Эбинизер стал моим наставником как раз тогда, когда я в этом остро нуждался. Он обучил меня почти всему, что я полагал достойным изучения. Он держался со мной неизменно щедро, терпеливо, дружески.
И все это время он лгал мне, нарушая все те принципы, которым меня обучал. С одной стороны, он учил меня тому, что значит быть чародеем, тому, как произрастает магия из самых сокровенных убеждений. Тому, что творить с помощью магии зло – хуже, чем преступление, ибо это извращает самый смысл магии. С другой стороны, все это время он служил Черным Посохом Белого Совета – чародеем с лицензией на убийство, на нарушения законов магии, на надругательство над лучшим в тех силах, которые он использовал, – и все во имя политической необходимости. Что он и делал. Не раз и не два.
Когда-то я верил Эбинизеру как никому другому. Всю свою жизнь я выстроил на том основании, что заложил он своими уроками: как надо использовать магию, что такое хорошо и что такое плохо. А потом он, можно сказать, наплевал мне в душу. На поверку все его слова оказались ложью, и мне было чертовски больно узнать это. С тех пор прошло два года, и все равно при мысли об этом на меня накатывала тошнота.
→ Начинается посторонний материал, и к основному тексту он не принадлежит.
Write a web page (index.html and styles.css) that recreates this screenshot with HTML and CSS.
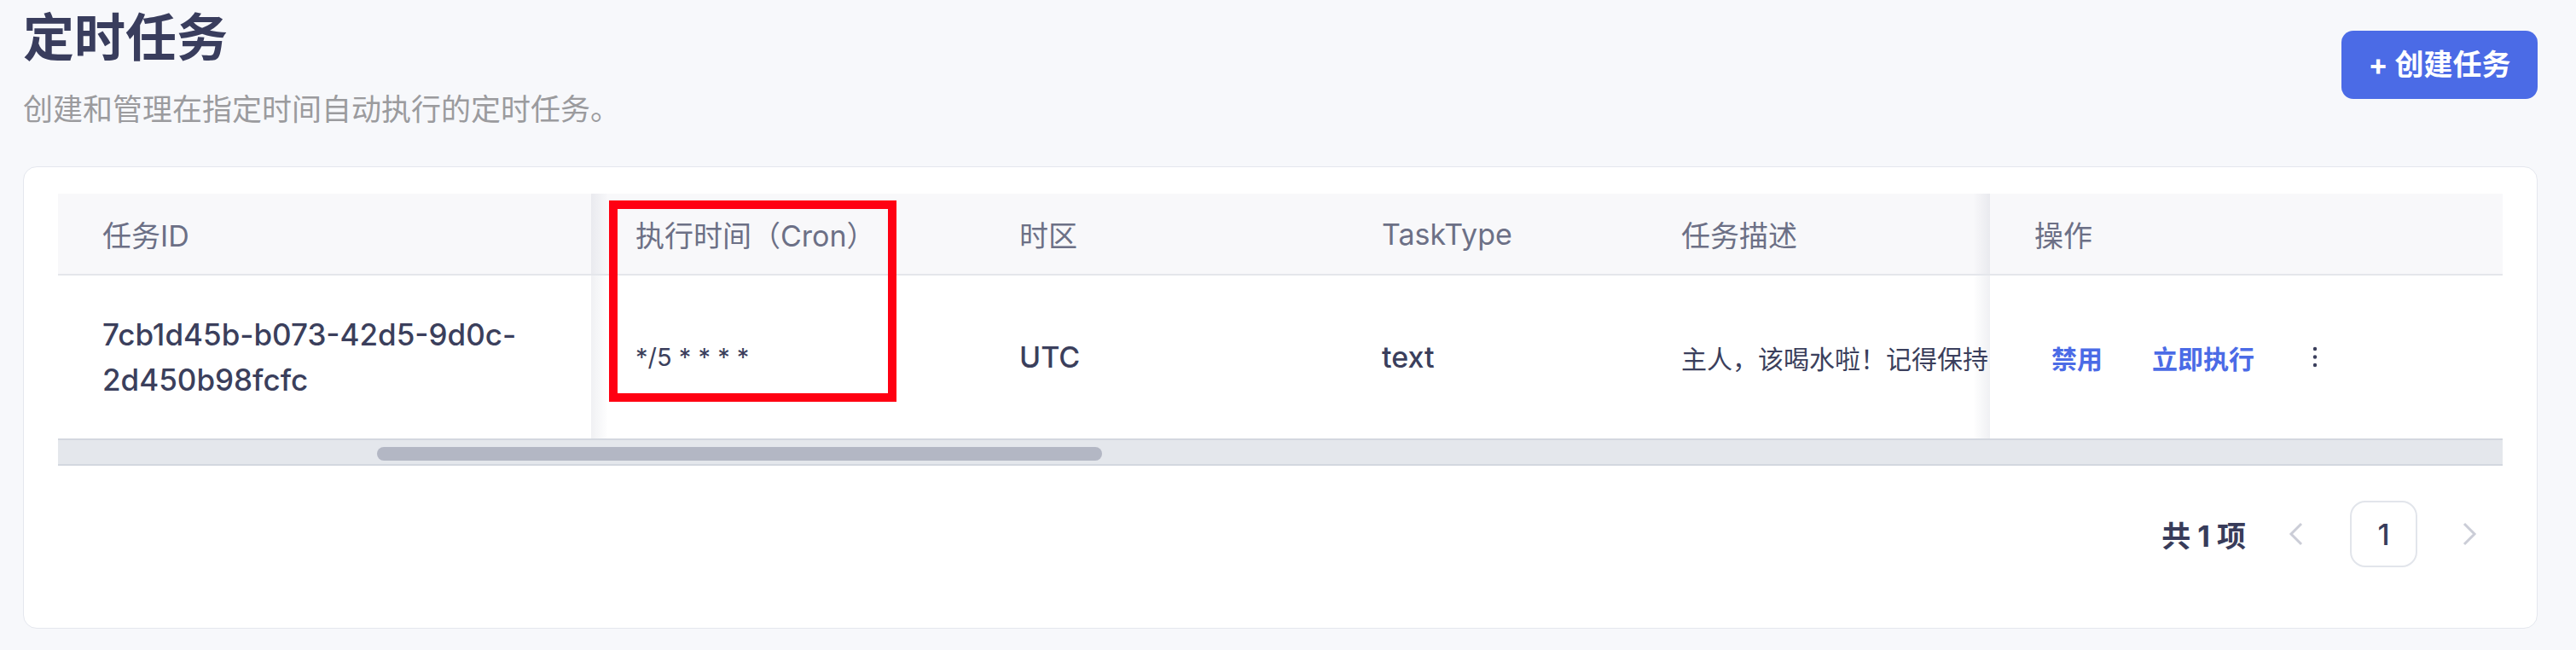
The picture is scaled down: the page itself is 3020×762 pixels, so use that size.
FILE: index.html
```html
<!DOCTYPE html>
<html lang="zh-CN">
<head>
<meta charset="utf-8">
<title>定时任务</title>
<link rel="stylesheet" href="styles.css">
</head>
<body>
<div class="page">
  <header class="page-head">
    <div class="titles">
      <h1 class="title">定时任务</h1>
      <p class="subtitle">创建和管理在指定时间自动执行的定时任务。</p>
    </div>
    <button class="create-btn" type="button">+ 创建任务</button>
  </header>

  <section class="card">
    <div class="table">
      <div class="trow thead">
        <div class="cell fix-left">任务ID</div>
        <div class="cell">执行时间（Cron）</div>
        <div class="cell">时区</div>
        <div class="cell">TaskType</div>
        <div class="cell clip">任务描述</div>
        <div class="cell fix-right">操作</div>
      </div>
      <div class="trow tbody">
        <div class="cell fix-left id-cell">7cb1d45b-b073-42d5-9d0c-<br>2d450b98fcfc</div>
        <div class="cell cron">*/5 * * * *</div>
        <div class="cell strong">UTC</div>
        <div class="cell strong">text</div>
        <div class="cell clip desc"><span>主人，该喝水啦！记得保持...</span></div>
        <div class="cell fix-right actions">
          <a class="act act-disable">禁用</a>
          <a class="act act-run">立即执行</a>
          <span class="more" aria-label="更多">
            <svg width="6" height="26" viewBox="0 0 6 26"><circle cx="3" cy="3" r="2.2"/><circle cx="3" cy="12.5" r="2.2"/><circle cx="3" cy="22" r="2.2"/></svg>
          </span>
        </div>
      </div>
      <div class="hscroll"><div class="thumb"></div></div>
    </div>

    <nav class="pager">
      <span class="pager-total">共 1 项</span>
      <span class="pg-btn pg-prev">
        <svg width="18" height="28" viewBox="0 0 18 28"><polyline points="15,2 3,14 15,26" fill="none" stroke="#cbcdd7" stroke-width="3"/></svg>
      </span>
      <span class="pg-btn pg-num">1</span>
      <span class="pg-btn pg-next">
        <svg width="18" height="28" viewBox="0 0 18 28"><polyline points="3,2 15,14 3,26" fill="none" stroke="#cbcdd7" stroke-width="3"/></svg>
      </span>
    </nav>
  </section>

  <div class="highlight"></div>
</div>
</body>
</html>
```

FILE: styles.css
```css
* { box-sizing: border-box; }

body {
  margin: 0;
  background: #f7f8fb;
  font-family: Inter, "Noto Sans CJK SC", sans-serif;
  color: #3b3f5c;
}

.page {
  position: relative;
  padding: 4px 45px 0 27px;
  min-height: 762px;
}

.page-head {
  display: flex;
  justify-content: space-between;
  align-items: flex-start;
}

.title {
  margin: 0;
  font-family: "Noto Sans CJK SC", sans-serif;
  font-size: 60px;
  line-height: 72px;
  font-weight: 700;
  color: #393d5d;
}

.subtitle {
  margin: 26px 0 0;
  font-family: "Noto Sans CJK SC", sans-serif;
  font-size: 35px;
  line-height: 48px;
  color: #9b9b9e;
}

.create-btn {
  margin-top: 32px;
  width: 230px;
  height: 80px;
  padding: 0;
  border: 0;
  border-radius: 14px;
  background: #4b6be6;
  color: #fff;
  font-family: Inter, "Noto Sans CJK SC", sans-serif;
  font-size: 34px;
  font-weight: 700;
  line-height: 80px;
}

.card {
  margin-top: 45px;
  background: #fff;
  border: 1px solid #e4e7ee;
  border-radius: 16px;
  padding: 31px 40px 71px;
}

.trow {
  display: grid;
  grid-template-columns: 625px 450px 425px 351px minmax(0, 1fr) 601px;
}

.cell {
  display: flex;
  align-items: center;
  padding-left: 52px;
  min-width: 0;
}

.thead .cell {
  height: 96px;
  background: #f8f8fa;
  border-bottom: 2px solid #e4e6eb;
  color: #6c7086;
  font-size: 34px;
}

.tbody .cell {
  height: 191px;
  background: #fff;
  color: #3b3f5c;
}

.fix-left { position: relative; }
.fix-left::after {
  content: "";
  position: absolute;
  top: 0;
  bottom: 0;
  right: -20px;
  width: 20px;
  background: linear-gradient(to right, rgba(40, 50, 90, 0.07), rgba(40, 50, 90, 0));
}

.fix-right { position: relative; }
.fix-right::before {
  content: "";
  position: absolute;
  top: 0;
  bottom: 0;
  left: -20px;
  width: 20px;
  background: linear-gradient(to left, rgba(40, 50, 90, 0.07), rgba(40, 50, 90, 0));
}

.id-cell {
  font-size: 35px;
  font-weight: 500;
  line-height: 53px;
}

.cron {
  font-size: 29px;
}

.strong {
  font-size: 34px;
  font-weight: 500;
}

.clip {
  overflow: hidden;
  white-space: nowrap;
}

.desc {
  font-size: 30px;
}

.actions {
  padding-left: 72px;
}

.act {
  font-size: 30px;
  font-weight: 600;
  color: #4b6be6;
  cursor: pointer;
}

.act-run { margin-left: 58px; }

.more {
  display: flex;
  margin-left: 68px;
  fill: #3b3f5c;
}

.hscroll {
  position: relative;
  height: 32px;
  background: #e4e7ec;
  border-top: 2px solid #d3d7df;
  border-bottom: 2px solid #d3d7df;
}

.thumb {
  position: absolute;
  top: 8px;
  left: 374px;
  width: 850px;
  height: 16px;
  border-radius: 8px;
  background: #b3b7c4;
}

.pager {
  margin-top: 41px;
  display: flex;
  justify-content: flex-end;
  align-items: center;
}

.pager-total {
  font-size: 34px;
  font-weight: 700;
  color: #383c5a;
  margin-right: 20px;
}

.pg-btn {
  width: 78px;
  height: 78px;
  display: flex;
  align-items: center;
  justify-content: center;
}

.pg-num {
  width: 79px;
  margin: 0 22px 0 24px;
  border: 2px solid #e2e5eb;
  border-radius: 18px;
  font-size: 34px;
  font-weight: 500;
  color: #383c5a;
}

.highlight {
  position: absolute;
  left: 714px;
  top: 235px;
  width: 337px;
  height: 236px;
  border: 10px solid #ff0012;
}
```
Мой старый наставник протягивал мне оливковую ветвь, пытаясь отодвинуть в сторону то, что встало между нами. Я понимал, что мне во всех отношениях лучше пойти ему навстречу. Я понимал, что он при всех своих способностях остается человеком, так же подверженным слабостям, как и любой другой. Я знал, что мне стоило бы плюнуть на свою обиду, убрать разделяющие нас барьеры и жить дальше в ладу с ним. Черт, да поступи я так – и это стало бы самым разумным и естественным. Самым правильным, что я мог бы сделать.